Copy out the data below as written; omit any images.

--- start DATA LINES ---

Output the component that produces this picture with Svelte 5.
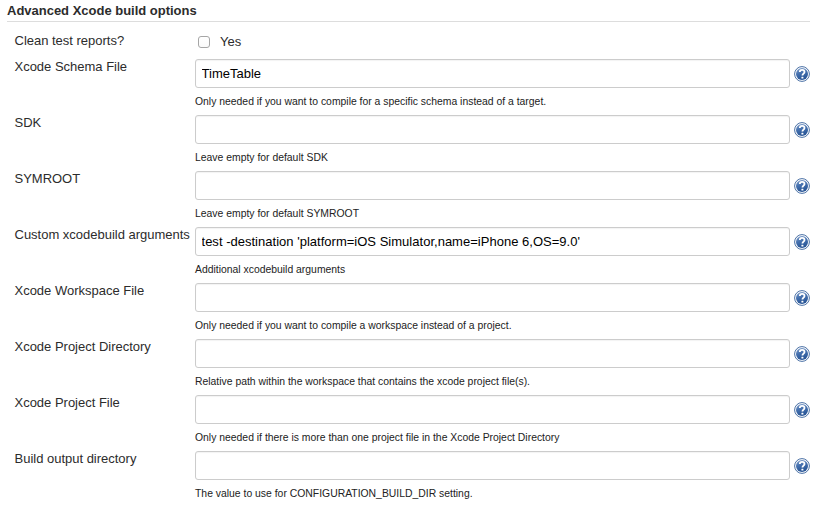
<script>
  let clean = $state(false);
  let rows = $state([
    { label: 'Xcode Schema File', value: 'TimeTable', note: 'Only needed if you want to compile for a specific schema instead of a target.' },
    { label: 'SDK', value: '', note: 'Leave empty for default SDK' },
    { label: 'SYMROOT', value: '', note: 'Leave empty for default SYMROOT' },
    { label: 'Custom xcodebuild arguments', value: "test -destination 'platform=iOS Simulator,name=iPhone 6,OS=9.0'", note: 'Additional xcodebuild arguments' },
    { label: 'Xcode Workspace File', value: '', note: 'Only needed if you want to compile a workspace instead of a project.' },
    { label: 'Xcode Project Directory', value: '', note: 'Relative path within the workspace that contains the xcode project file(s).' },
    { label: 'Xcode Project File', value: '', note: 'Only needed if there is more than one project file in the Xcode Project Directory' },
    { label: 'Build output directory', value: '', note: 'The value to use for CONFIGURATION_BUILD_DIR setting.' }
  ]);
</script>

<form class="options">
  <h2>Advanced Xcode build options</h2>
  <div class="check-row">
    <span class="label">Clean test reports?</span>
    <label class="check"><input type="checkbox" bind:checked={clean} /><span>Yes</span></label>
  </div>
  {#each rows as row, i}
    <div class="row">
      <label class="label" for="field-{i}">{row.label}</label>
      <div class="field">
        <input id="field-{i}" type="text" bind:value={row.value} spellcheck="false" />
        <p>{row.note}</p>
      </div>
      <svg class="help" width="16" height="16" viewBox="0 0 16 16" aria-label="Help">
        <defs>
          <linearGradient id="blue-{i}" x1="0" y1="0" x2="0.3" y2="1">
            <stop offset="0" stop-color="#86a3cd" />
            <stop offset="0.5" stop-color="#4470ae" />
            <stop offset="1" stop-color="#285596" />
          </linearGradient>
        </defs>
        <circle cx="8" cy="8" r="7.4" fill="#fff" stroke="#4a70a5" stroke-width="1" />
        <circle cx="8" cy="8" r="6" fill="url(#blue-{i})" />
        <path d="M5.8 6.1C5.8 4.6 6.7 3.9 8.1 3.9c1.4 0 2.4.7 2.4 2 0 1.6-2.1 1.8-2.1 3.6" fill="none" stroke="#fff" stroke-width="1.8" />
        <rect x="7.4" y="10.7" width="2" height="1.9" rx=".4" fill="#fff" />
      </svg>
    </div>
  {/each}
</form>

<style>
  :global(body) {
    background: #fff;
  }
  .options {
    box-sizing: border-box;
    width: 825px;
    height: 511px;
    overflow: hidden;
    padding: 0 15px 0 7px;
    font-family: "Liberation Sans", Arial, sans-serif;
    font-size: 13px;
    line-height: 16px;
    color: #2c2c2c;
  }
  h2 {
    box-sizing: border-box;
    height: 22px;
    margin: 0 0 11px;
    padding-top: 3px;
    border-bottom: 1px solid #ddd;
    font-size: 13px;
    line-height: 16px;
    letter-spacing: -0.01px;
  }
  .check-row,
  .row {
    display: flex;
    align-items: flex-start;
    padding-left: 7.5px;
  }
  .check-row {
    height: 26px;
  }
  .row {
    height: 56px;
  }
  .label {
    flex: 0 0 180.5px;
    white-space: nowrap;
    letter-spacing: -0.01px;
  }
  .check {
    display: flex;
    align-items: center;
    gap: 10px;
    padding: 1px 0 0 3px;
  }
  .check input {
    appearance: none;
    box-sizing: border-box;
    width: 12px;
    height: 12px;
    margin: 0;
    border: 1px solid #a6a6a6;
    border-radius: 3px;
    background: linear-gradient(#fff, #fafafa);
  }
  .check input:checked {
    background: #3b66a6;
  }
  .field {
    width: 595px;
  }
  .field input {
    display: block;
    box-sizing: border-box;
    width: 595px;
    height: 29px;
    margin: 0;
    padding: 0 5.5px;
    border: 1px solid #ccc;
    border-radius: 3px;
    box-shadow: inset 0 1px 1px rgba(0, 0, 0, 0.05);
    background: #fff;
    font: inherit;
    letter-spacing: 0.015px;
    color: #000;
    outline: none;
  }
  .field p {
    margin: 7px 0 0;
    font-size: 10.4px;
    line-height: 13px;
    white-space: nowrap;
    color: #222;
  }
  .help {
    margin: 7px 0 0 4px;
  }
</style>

--- end DATA LINES ---

## TASK ANSWER
Output the component that produces this picture with Svelte 5.
<script>
  let clean = $state(false);
  let rows = $state([
    { label: 'Xcode Schema File', value: 'TimeTable', note: 'Only needed if you want to compile for a specific schema instead of a target.' },
    { label: 'SDK', value: '', note: 'Leave empty for default SDK' },
    { label: 'SYMROOT', value: '', note: 'Leave empty for default SYMROOT' },
    { label: 'Custom xcodebuild arguments', value: "test -destination 'platform=iOS Simulator,name=iPhone 6,OS=9.0'", note: 'Additional xcodebuild arguments' },
    { label: 'Xcode Workspace File', value: '', note: 'Only needed if you want to compile a workspace instead of a project.' },
    { label: 'Xcode Project Directory', value: '', note: 'Relative path within the workspace that contains the xcode project file(s).' },
    { label: 'Xcode Project File', value: '', note: 'Only needed if there is more than one project file in the Xcode Project Directory' },
    { label: 'Build output directory', value: '', note: 'The value to use for CONFIGURATION_BUILD_DIR setting.' }
  ]);
</script>

<form class="options">
  <h2>Advanced Xcode build options</h2>
  <div class="check-row">
    <span class="label">Clean test reports?</span>
    <label class="check"><input type="checkbox" bind:checked={clean} /><span>Yes</span></label>
  </div>
  {#each rows as row, i}
    <div class="row">
      <label class="label" for="field-{i}">{row.label}</label>
      <div class="field">
        <input id="field-{i}" type="text" bind:value={row.value} spellcheck="false" />
        <p>{row.note}</p>
      </div>
      <svg class="help" width="16" height="16" viewBox="0 0 16 16" aria-label="Help">
        <defs>
          <linearGradient id="blue-{i}" x1="0" y1="0" x2="0.3" y2="1">
            <stop offset="0" stop-color="#86a3cd" />
            <stop offset="0.5" stop-color="#4470ae" />
            <stop offset="1" stop-color="#285596" />
          </linearGradient>
        </defs>
        <circle cx="8" cy="8" r="7.4" fill="#fff" stroke="#4a70a5" stroke-width="1" />
        <circle cx="8" cy="8" r="6" fill="url(#blue-{i})" />
        <path d="M5.8 6.1C5.8 4.6 6.7 3.9 8.1 3.9c1.4 0 2.4.7 2.4 2 0 1.6-2.1 1.8-2.1 3.6" fill="none" stroke="#fff" stroke-width="1.8" />
        <rect x="7.4" y="10.7" width="2" height="1.9" rx=".4" fill="#fff" />
      </svg>
    </div>
  {/each}
</form>

<style>
  :global(body) {
    background: #fff;
  }
  .options {
    box-sizing: border-box;
    width: 825px;
    height: 511px;
    overflow: hidden;
    padding: 0 15px 0 7px;
    font-family: "Liberation Sans", Arial, sans-serif;
    font-size: 13px;
    line-height: 16px;
    color: #2c2c2c;
  }
  h2 {
    box-sizing: border-box;
    height: 22px;
    margin: 0 0 11px;
    padding-top: 3px;
    border-bottom: 1px solid #ddd;
    font-size: 13px;
    line-height: 16px;
    letter-spacing: -0.01px;
  }
  .check-row,
  .row {
    display: flex;
    align-items: flex-start;
    padding-left: 7.5px;
  }
  .check-row {
    height: 26px;
  }
  .row {
    height: 56px;
  }
  .label {
    flex: 0 0 180.5px;
    white-space: nowrap;
    letter-spacing: -0.01px;
  }
  .check {
    display: flex;
    align-items: center;
    gap: 10px;
    padding: 1px 0 0 3px;
  }
  .check input {
    appearance: none;
    box-sizing: border-box;
    width: 12px;
    height: 12px;
    margin: 0;
    border: 1px solid #a6a6a6;
    border-radius: 3px;
    background: linear-gradient(#fff, #fafafa);
  }
  .check input:checked {
    background: #3b66a6;
  }
  .field {
    width: 595px;
  }
  .field input {
    display: block;
    box-sizing: border-box;
    width: 595px;
    height: 29px;
    margin: 0;
    padding: 0 5.5px;
    border: 1px solid #ccc;
    border-radius: 3px;
    box-shadow: inset 0 1px 1px rgba(0, 0, 0, 0.05);
    background: #fff;
    font: inherit;
    letter-spacing: 0.015px;
    color: #000;
    outline: none;
  }
  .field p {
    margin: 7px 0 0;
    font-size: 10.4px;
    line-height: 13px;
    white-space: nowrap;
    color: #222;
  }
  .help {
    margin: 7px 0 0 4px;
  }
</style>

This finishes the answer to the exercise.